__STATED TASK__.
An exact copy of all the data is required, with pictures left out.

==========

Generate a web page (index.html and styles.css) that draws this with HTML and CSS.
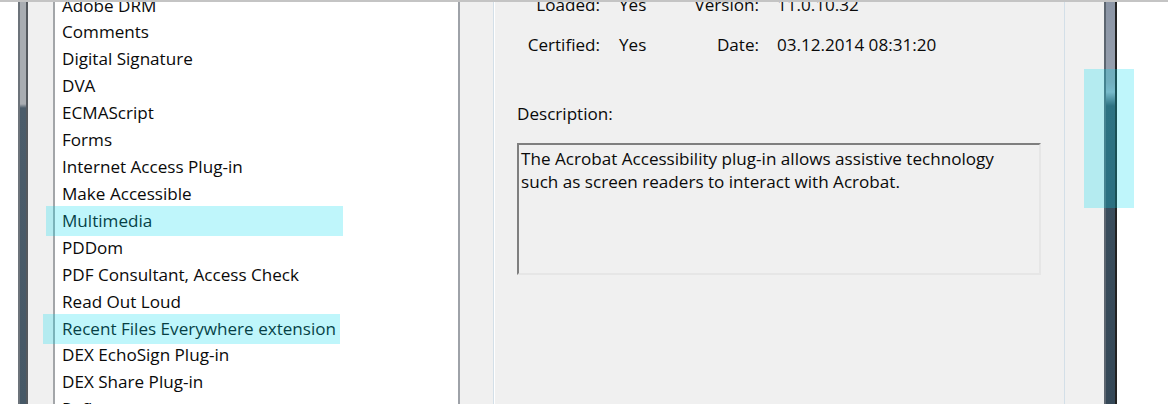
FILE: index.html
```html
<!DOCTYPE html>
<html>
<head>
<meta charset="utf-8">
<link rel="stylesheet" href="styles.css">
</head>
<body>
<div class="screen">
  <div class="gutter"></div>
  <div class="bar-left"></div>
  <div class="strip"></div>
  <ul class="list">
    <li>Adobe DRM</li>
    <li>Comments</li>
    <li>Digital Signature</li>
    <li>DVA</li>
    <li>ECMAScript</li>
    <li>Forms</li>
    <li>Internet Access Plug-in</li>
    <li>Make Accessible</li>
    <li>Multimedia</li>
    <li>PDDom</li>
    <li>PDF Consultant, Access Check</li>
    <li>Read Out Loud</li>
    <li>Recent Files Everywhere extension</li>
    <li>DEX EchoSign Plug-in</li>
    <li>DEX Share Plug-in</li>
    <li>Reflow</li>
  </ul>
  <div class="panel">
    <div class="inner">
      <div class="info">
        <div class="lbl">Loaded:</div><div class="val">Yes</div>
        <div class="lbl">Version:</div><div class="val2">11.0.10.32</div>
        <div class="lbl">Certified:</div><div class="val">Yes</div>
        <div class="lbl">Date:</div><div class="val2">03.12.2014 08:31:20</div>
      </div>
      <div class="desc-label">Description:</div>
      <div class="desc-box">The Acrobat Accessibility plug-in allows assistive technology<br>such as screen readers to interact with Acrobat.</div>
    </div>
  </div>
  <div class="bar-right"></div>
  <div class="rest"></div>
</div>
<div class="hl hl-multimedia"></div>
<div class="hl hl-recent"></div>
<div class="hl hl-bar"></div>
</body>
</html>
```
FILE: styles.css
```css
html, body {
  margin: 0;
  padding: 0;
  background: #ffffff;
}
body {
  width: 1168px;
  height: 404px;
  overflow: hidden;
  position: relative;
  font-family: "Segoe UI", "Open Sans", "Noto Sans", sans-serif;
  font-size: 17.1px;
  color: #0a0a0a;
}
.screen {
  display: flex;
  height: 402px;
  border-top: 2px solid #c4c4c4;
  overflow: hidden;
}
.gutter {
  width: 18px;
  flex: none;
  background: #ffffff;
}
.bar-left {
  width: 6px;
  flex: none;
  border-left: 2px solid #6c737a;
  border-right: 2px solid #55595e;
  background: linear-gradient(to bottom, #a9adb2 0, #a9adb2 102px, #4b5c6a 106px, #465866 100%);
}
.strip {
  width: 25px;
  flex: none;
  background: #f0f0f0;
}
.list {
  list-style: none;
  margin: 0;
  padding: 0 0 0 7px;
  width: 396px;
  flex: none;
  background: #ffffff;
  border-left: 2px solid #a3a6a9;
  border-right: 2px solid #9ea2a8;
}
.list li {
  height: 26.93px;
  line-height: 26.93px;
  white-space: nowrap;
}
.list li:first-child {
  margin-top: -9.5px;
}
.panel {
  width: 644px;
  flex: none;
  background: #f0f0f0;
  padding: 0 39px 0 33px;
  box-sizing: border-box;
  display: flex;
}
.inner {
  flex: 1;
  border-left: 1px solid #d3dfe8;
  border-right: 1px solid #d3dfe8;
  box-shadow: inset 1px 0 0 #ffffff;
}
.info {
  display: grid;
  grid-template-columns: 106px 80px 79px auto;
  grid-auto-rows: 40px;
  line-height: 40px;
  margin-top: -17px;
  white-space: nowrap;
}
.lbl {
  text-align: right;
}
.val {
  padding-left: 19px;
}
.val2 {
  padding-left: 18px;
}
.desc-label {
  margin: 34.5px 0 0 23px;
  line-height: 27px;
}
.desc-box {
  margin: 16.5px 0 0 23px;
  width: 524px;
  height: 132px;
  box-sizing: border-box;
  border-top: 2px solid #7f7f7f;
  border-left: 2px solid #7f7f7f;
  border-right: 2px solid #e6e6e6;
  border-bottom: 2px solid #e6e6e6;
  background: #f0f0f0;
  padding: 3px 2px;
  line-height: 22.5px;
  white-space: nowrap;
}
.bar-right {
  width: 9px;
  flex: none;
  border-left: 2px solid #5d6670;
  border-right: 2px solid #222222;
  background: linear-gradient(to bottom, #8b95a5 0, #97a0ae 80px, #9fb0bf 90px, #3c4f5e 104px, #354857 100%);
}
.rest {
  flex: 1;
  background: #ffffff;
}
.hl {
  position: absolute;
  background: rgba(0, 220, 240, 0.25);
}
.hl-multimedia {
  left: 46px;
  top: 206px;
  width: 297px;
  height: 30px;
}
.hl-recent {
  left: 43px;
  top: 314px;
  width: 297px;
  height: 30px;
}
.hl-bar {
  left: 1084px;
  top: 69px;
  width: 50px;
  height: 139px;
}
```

==========

__REPLY TO THE TASK__.
Generate a web page (index.html and styles.css) that draws this with HTML and CSS.
FILE: index.html
```html
<!DOCTYPE html>
<html>
<head>
<meta charset="utf-8">
<link rel="stylesheet" href="styles.css">
</head>
<body>
<div class="screen">
  <div class="gutter"></div>
  <div class="bar-left"></div>
  <div class="strip"></div>
  <ul class="list">
    <li>Adobe DRM</li>
    <li>Comments</li>
    <li>Digital Signature</li>
    <li>DVA</li>
    <li>ECMAScript</li>
    <li>Forms</li>
    <li>Internet Access Plug-in</li>
    <li>Make Accessible</li>
    <li>Multimedia</li>
    <li>PDDom</li>
    <li>PDF Consultant, Access Check</li>
    <li>Read Out Loud</li>
    <li>Recent Files Everywhere extension</li>
    <li>DEX EchoSign Plug-in</li>
    <li>DEX Share Plug-in</li>
    <li>Reflow</li>
  </ul>
  <div class="panel">
    <div class="inner">
      <div class="info">
        <div class="lbl">Loaded:</div><div class="val">Yes</div>
        <div class="lbl">Version:</div><div class="val2">11.0.10.32</div>
        <div class="lbl">Certified:</div><div class="val">Yes</div>
        <div class="lbl">Date:</div><div class="val2">03.12.2014 08:31:20</div>
      </div>
      <div class="desc-label">Description:</div>
      <div class="desc-box">The Acrobat Accessibility plug-in allows assistive technology<br>such as screen readers to interact with Acrobat.</div>
    </div>
  </div>
  <div class="bar-right"></div>
  <div class="rest"></div>
</div>
<div class="hl hl-multimedia"></div>
<div class="hl hl-recent"></div>
<div class="hl hl-bar"></div>
</body>
</html>
```
FILE: styles.css
```css
html, body {
  margin: 0;
  padding: 0;
  background: #ffffff;
}
body {
  width: 1168px;
  height: 404px;
  overflow: hidden;
  position: relative;
  font-family: "Segoe UI", "Open Sans", "Noto Sans", sans-serif;
  font-size: 17.1px;
  color: #0a0a0a;
}
.screen {
  display: flex;
  height: 402px;
  border-top: 2px solid #c4c4c4;
  overflow: hidden;
}
.gutter {
  width: 18px;
  flex: none;
  background: #ffffff;
}
.bar-left {
  width: 6px;
  flex: none;
  border-left: 2px solid #6c737a;
  border-right: 2px solid #55595e;
  background: linear-gradient(to bottom, #a9adb2 0, #a9adb2 102px, #4b5c6a 106px, #465866 100%);
}
.strip {
  width: 25px;
  flex: none;
  background: #f0f0f0;
}
.list {
  list-style: none;
  margin: 0;
  padding: 0 0 0 7px;
  width: 396px;
  flex: none;
  background: #ffffff;
  border-left: 2px solid #a3a6a9;
  border-right: 2px solid #9ea2a8;
}
.list li {
  height: 26.93px;
  line-height: 26.93px;
  white-space: nowrap;
}
.list li:first-child {
  margin-top: -9.5px;
}
.panel {
  width: 644px;
  flex: none;
  background: #f0f0f0;
  padding: 0 39px 0 33px;
  box-sizing: border-box;
  display: flex;
}
.inner {
  flex: 1;
  border-left: 1px solid #d3dfe8;
  border-right: 1px solid #d3dfe8;
  box-shadow: inset 1px 0 0 #ffffff;
}
.info {
  display: grid;
  grid-template-columns: 106px 80px 79px auto;
  grid-auto-rows: 40px;
  line-height: 40px;
  margin-top: -17px;
  white-space: nowrap;
}
.lbl {
  text-align: right;
}
.val {
  padding-left: 19px;
}
.val2 {
  padding-left: 18px;
}
.desc-label {
  margin: 34.5px 0 0 23px;
  line-height: 27px;
}
.desc-box {
  margin: 16.5px 0 0 23px;
  width: 524px;
  height: 132px;
  box-sizing: border-box;
  border-top: 2px solid #7f7f7f;
  border-left: 2px solid #7f7f7f;
  border-right: 2px solid #e6e6e6;
  border-bottom: 2px solid #e6e6e6;
  background: #f0f0f0;
  padding: 3px 2px;
  line-height: 22.5px;
  white-space: nowrap;
}
.bar-right {
  width: 9px;
  flex: none;
  border-left: 2px solid #5d6670;
  border-right: 2px solid #222222;
  background: linear-gradient(to bottom, #8b95a5 0, #97a0ae 80px, #9fb0bf 90px, #3c4f5e 104px, #354857 100%);
}
.rest {
  flex: 1;
  background: #ffffff;
}
.hl {
  position: absolute;
  background: rgba(0, 220, 240, 0.25);
}
.hl-multimedia {
  left: 46px;
  top: 206px;
  width: 297px;
  height: 30px;
}
.hl-recent {
  left: 43px;
  top: 314px;
  width: 297px;
  height: 30px;
}
.hl-bar {
  left: 1084px;
  top: 69px;
  width: 50px;
  height: 139px;
}
```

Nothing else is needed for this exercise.